Scripts: The controller will be driven by dynamic scripting languages (e.g., Groovy or the evolution of Visual Basic) performing composition, workflow, translation, and event management.
Through 2009, this churn of technology will improve overall productivity but will also keep IT organizations busy with changing paradigms and technology platforms. Several vendors have attacked the J2EE complexity issue. Many of these solutions have been created by startups that have come and gone, often failing because of the use of non-standard Java technologies. Such products rely on vendor-supplied runtime frameworks, and betting on a small vendor presents too high a risk for an unproven reward. In addition, many of these products have been targeted to traditional Java developers that are often more code-focused and that resist having their “craft” trivialized or made “easy.”
Prior to the release of .Net, the market direction was strong toward moving all development to Java. However, as Java complexity rose to meet the needs of distributed applications and .Net appeared, many former Visual Basic developers pushed to stay with Microsoft to retain productivity and to make use of existing skills. In addition, interoperability through Web services enabled this to not be an either/or decision. For main Java tools and platform vendors (e.g., BEA, Borland, IBM, Oracle), this created a renewed need to address the Java productivity gap. However, Sun was a bit dormant (2000-03) tool wise, though it was not a pure tool issue, and most solutions tended to require proprietary extensions to Java. When IBM released its Eclipse project to open source, it quickly gained market momentum and obscured Sun’s open source NetBeans project. Currently, Eclipse has become a dominant integrated development environment (IDE) platform for Java development, supported by numerous third parties and used by multiple vendors as the foundation for their development environments. Through all this, nothing has really occurred to blunt the fast adoption of .Net in the marketplace. META Group research finds that .Net use is growing from 24 per cent of organizations in deployment in 2003 to greater than 60 per cent by the end of 2004, while Java (which is more mature in the market) will move from 48 per cent of organizations deployed to 72 per cent during the same period. Such figures, along with additional data, emphasize the point that most organizations will use both technologies.
Sun Throws a Rave
In 2003, Sun announced project Rave, a new attempt to bring simplified development with the productivity of Visual Basic to Java. This project would focus on using only technology that was part of the standard Java distribution and would use a similar development approach to Visual Basic. This product has now been delivered as JSC. It does meet the goal of making it relatively easy to build Web applications that connect dynamic pages built with Java Server Faces (JSF) joined to databases and Web services. However, though the product is built on a mature foundation, it is still far from the polish of Visual Basic. In many ways, the product more closely resembles Microsoft WebMatrix because of its focus on database-oriented Web applications. Despite these issues, the ability to assemble pages, define page flow, and connect to data is strong. Although JSC eliminates the clutter in other IDEs that may overwhelm others that are new to Java, Sun must deliver a cohesive product set that will enable teams of developers using its Java Studio Enterprise (JSE) to readily collaborate with developers using JSC. This will include the ability to manage projects, sources, and builds in a coordinated fashion. Because both product lines are built on top of NetBeans, this should occur as JSE migrates to the upcoming NetBeans 4.0 product release. Unlike Borland, IBM, or Oracle, Sun lacks its own integrated life-cycle support, relying instead on partners or more basic open source options (e.g., CVS for version control versus IBM Rational’s market-leading ClearCase product).

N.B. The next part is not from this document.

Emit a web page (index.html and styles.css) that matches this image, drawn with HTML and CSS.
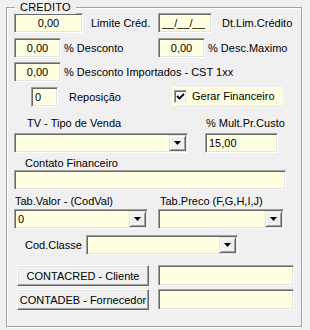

It is also questionable as to what audience will be attracted to JSC. The product does not have the breadth of Visual Basic either in function or in choice of components. JSF’s relative newness to the market means there are few mature third-party components and fewer out-of-the-box (e.g., 50 for Microsoft, 23 for JSF) components. However, this will change with time. We expect that the primary interest for JSC will be for the educational market, along with hobbyist or small departmental Web sites in Java-centric organizations. The majority of developers will be attracted to full-feature environments like Borland’s JBuilder that include support for JSF and drag-and-drop database connectivity, without being limited to Web applications and that have a full integrated life-cycle suite backing them up. In the same fashion, Sun’s JSE product should gain broader overall adoption, though this will ultimately depend on the marketing effort that Sun puts forth for the various elements of its Java portfolio.
Organizations that are focused on Web applications and have struggled with productivity or developer resistance to Java should explore JSC as a potential solution. The general concept of migrating developers to a single technology platform and programming language has merit: ease of maintenance, “portability” of developers, and long-term reduction in overall training costs. However, we continue to believe that it will be very difficult to move an organization to pure Java use. The current trend toward use of smart clients and the ability of .Net to neatly integrate with the Windows desktop will continue to create a strong demand for use of this technology. In addition, though Java tools may make many programming tasks as easy as Visual Basic, this will not overcome familiarity with Windows APIs. Pure developer productivity will become less important than building fast in a well-architected way and working well in team situations (see Delta 2612). To play a strong role in this market, Sun will be required to fill out its development platform and market extensively to developers. The current step forward with JSC and a reinvigoration of the NetBeans community is a good first step, along with innovative pricing policies surrounding Sun’s Java Enterprise System platform.
Business Impact: Improving development tools should drive advancements in overall development team productivity and application quality.
Bottom Line: Enterprise Java development remains challenging, but progress is being made in the Java community toward improving overall developer productivity.